To conclude, Chekhov’s The Cherry Orchard postulates the tragic fall of landed aristocracy with the rise of capitalism and modernism in western society. It also depicts the drawbacks of capitalism by showing a reduction in human relations. In the play, Lyubov Andreyevna and her cherry orchard are the central attractions of the play represent the landed aristocracy. Lyubov falls down of her position for her idealistic and childish behaviors whereas cherry orchard stands for the root of aristocratic feudal society which has been cut down with the rise bourgeois middle class that is Lopakhin. Though Lopakhin owns the state but cannot understand the values of relationships as Marx argues the drawbacks of capitalism.
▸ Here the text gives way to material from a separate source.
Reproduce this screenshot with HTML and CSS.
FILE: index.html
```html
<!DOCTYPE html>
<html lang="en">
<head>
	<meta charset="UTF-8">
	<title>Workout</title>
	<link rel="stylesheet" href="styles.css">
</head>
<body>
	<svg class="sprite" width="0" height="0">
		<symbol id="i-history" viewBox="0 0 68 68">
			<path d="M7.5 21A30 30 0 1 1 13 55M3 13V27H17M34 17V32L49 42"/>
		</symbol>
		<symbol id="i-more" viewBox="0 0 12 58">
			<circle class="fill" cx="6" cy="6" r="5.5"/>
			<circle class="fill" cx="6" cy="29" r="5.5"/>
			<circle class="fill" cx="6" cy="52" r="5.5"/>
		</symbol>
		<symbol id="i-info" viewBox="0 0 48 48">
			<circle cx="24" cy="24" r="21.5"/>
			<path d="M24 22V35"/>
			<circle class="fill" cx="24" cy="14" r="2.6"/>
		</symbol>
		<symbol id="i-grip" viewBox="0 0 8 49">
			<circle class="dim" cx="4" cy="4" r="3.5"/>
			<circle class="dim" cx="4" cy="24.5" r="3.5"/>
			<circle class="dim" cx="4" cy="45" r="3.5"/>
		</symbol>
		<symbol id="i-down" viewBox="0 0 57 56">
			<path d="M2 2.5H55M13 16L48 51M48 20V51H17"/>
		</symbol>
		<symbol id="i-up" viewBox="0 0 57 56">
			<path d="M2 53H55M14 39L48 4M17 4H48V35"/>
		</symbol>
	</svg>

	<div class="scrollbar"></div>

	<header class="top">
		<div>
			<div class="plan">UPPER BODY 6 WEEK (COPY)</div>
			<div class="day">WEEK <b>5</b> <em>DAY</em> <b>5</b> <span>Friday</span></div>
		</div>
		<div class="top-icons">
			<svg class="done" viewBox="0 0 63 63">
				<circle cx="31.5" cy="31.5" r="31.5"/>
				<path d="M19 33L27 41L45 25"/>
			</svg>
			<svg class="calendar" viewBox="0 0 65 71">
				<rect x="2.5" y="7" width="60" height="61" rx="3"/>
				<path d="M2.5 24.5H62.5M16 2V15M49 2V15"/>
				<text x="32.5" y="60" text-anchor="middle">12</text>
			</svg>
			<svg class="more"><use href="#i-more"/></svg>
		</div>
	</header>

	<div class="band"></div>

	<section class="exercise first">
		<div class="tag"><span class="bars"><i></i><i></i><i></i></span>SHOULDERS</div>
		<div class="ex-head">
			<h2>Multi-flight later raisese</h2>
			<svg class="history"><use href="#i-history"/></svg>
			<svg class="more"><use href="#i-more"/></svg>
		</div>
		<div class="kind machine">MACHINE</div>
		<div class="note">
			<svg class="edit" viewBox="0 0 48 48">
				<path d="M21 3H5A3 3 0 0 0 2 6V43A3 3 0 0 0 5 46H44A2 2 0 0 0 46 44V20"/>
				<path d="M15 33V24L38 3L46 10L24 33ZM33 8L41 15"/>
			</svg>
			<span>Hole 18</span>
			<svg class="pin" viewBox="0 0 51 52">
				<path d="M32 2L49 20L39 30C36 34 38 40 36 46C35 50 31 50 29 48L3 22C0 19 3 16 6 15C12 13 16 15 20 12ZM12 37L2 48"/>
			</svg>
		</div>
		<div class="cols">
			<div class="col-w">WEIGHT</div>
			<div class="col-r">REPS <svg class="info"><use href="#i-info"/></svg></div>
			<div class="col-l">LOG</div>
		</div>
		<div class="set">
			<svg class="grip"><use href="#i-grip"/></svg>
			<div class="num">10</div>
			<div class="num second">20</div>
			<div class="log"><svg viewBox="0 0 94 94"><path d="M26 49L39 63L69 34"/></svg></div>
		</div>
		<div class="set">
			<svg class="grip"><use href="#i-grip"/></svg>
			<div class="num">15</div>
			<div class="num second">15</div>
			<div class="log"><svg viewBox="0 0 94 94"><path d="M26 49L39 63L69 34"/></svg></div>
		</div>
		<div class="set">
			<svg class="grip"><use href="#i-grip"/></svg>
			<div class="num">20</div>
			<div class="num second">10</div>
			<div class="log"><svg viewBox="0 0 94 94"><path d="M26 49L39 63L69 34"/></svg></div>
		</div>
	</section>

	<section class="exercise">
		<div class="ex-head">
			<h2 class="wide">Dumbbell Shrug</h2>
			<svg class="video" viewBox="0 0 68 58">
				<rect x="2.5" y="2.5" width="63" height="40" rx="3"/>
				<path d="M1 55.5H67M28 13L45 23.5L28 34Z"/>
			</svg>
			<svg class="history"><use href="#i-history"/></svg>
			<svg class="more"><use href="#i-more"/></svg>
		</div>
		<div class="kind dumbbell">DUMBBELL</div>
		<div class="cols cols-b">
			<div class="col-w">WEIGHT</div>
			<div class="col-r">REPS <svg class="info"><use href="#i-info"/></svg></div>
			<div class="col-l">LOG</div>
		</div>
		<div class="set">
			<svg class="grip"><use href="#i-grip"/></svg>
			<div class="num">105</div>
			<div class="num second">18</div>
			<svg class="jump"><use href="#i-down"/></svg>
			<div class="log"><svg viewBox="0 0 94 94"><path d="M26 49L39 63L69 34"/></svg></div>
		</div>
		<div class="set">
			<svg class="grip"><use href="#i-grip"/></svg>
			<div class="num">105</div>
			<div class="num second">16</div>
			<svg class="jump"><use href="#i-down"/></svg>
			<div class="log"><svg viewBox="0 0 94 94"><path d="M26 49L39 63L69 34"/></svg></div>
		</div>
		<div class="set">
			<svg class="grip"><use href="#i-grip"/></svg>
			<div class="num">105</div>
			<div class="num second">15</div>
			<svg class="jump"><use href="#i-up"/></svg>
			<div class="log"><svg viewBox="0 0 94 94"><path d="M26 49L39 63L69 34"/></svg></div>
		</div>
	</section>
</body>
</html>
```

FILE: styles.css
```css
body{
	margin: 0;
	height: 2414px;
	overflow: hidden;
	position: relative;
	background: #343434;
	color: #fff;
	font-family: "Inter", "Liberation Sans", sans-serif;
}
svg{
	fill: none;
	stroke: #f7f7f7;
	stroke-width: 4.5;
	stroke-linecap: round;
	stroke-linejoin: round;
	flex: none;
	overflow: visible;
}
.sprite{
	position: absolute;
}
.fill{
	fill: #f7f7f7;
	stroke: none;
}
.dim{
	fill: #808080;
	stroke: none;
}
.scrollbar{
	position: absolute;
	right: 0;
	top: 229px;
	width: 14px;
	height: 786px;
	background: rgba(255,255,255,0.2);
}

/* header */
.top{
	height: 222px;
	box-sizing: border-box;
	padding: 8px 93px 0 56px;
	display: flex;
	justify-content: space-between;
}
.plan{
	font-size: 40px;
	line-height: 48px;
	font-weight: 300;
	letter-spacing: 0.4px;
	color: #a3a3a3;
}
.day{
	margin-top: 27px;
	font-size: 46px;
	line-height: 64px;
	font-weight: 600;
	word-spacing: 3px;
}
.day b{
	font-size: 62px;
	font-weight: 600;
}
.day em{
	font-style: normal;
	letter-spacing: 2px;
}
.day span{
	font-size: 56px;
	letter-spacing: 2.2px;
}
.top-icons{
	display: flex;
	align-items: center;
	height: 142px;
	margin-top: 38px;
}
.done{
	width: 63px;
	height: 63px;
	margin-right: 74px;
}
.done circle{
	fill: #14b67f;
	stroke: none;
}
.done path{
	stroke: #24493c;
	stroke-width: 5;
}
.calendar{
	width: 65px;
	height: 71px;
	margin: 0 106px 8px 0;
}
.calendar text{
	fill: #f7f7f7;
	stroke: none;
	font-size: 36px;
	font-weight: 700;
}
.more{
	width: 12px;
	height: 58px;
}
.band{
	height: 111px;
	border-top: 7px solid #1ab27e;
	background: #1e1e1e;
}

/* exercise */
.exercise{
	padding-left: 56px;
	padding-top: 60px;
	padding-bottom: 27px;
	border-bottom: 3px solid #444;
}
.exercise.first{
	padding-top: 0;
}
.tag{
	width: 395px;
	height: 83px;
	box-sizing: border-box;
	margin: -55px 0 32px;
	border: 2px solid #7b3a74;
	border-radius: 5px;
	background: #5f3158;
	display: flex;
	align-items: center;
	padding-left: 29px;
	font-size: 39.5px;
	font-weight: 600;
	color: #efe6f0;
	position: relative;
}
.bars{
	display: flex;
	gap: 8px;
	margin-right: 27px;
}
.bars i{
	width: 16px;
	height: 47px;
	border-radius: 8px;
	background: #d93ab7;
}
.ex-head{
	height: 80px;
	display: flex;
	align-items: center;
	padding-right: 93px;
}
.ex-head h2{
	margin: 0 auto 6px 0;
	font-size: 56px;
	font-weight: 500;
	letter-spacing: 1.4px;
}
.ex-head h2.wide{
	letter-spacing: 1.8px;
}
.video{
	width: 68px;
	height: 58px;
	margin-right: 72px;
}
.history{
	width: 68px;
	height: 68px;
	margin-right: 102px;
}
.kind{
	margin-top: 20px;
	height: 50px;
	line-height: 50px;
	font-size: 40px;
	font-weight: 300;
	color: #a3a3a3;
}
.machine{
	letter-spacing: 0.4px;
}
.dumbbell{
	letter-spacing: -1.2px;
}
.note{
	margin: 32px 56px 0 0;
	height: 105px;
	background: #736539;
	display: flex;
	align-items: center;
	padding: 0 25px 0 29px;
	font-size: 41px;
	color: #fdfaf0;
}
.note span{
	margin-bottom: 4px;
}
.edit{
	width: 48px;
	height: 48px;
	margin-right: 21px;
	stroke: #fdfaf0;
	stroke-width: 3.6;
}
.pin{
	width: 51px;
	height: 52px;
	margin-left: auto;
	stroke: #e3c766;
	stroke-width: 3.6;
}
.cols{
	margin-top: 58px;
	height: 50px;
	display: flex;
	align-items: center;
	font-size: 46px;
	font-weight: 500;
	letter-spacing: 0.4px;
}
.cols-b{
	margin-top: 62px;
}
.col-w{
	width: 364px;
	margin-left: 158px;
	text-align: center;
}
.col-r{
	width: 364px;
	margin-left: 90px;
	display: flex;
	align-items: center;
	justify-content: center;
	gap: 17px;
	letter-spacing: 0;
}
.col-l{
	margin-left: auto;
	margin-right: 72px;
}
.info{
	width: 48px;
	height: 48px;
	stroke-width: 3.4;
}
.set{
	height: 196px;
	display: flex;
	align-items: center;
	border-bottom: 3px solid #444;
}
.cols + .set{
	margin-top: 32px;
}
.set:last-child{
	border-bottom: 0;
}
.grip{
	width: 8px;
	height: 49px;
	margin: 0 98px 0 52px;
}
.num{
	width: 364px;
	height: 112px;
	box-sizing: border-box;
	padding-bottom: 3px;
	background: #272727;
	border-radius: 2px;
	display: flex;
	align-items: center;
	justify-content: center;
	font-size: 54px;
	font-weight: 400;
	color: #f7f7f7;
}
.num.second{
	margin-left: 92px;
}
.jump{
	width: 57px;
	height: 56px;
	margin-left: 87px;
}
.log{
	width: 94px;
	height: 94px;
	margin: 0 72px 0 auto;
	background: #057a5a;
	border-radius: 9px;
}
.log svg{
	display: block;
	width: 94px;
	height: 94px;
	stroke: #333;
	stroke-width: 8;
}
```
Therefore, even though Chekhov defends his play to call tragedy, it proves to be a tragedy in reference to the Aristotelian notion of tragedy.
Baehr, Stephen L. “The Machine in Chekhov’s Garden: Progress and Pastoral in the Cherry Orchard.” The Slavic and East European Journal, Vol. 43, No. 1 (Spring, 1999), pp. 99-121. PDF.
Chekhov, Anton. The Cherry Orchard. Performance and Theatre Studies: A Course Packet. Kirtipur: T.U. Book Center, 2016. Print.
Griffiths, Martin. Realism, Idealism and International Politics: A Reinterpretation. London: Routledge, 2002. PDF.
Habib, M. A. R. A History of Literary Criticism: From Plato to the Present. Victoria: Blackwell Publications, 2005. PDF.
Latham, Jacqueline E. M. “‘The Cherry Orchard” as Comedy.” Educational Theatre Journal, Vol. 10, No. 1 (Mar., 1958), pp. 21-29. PDF.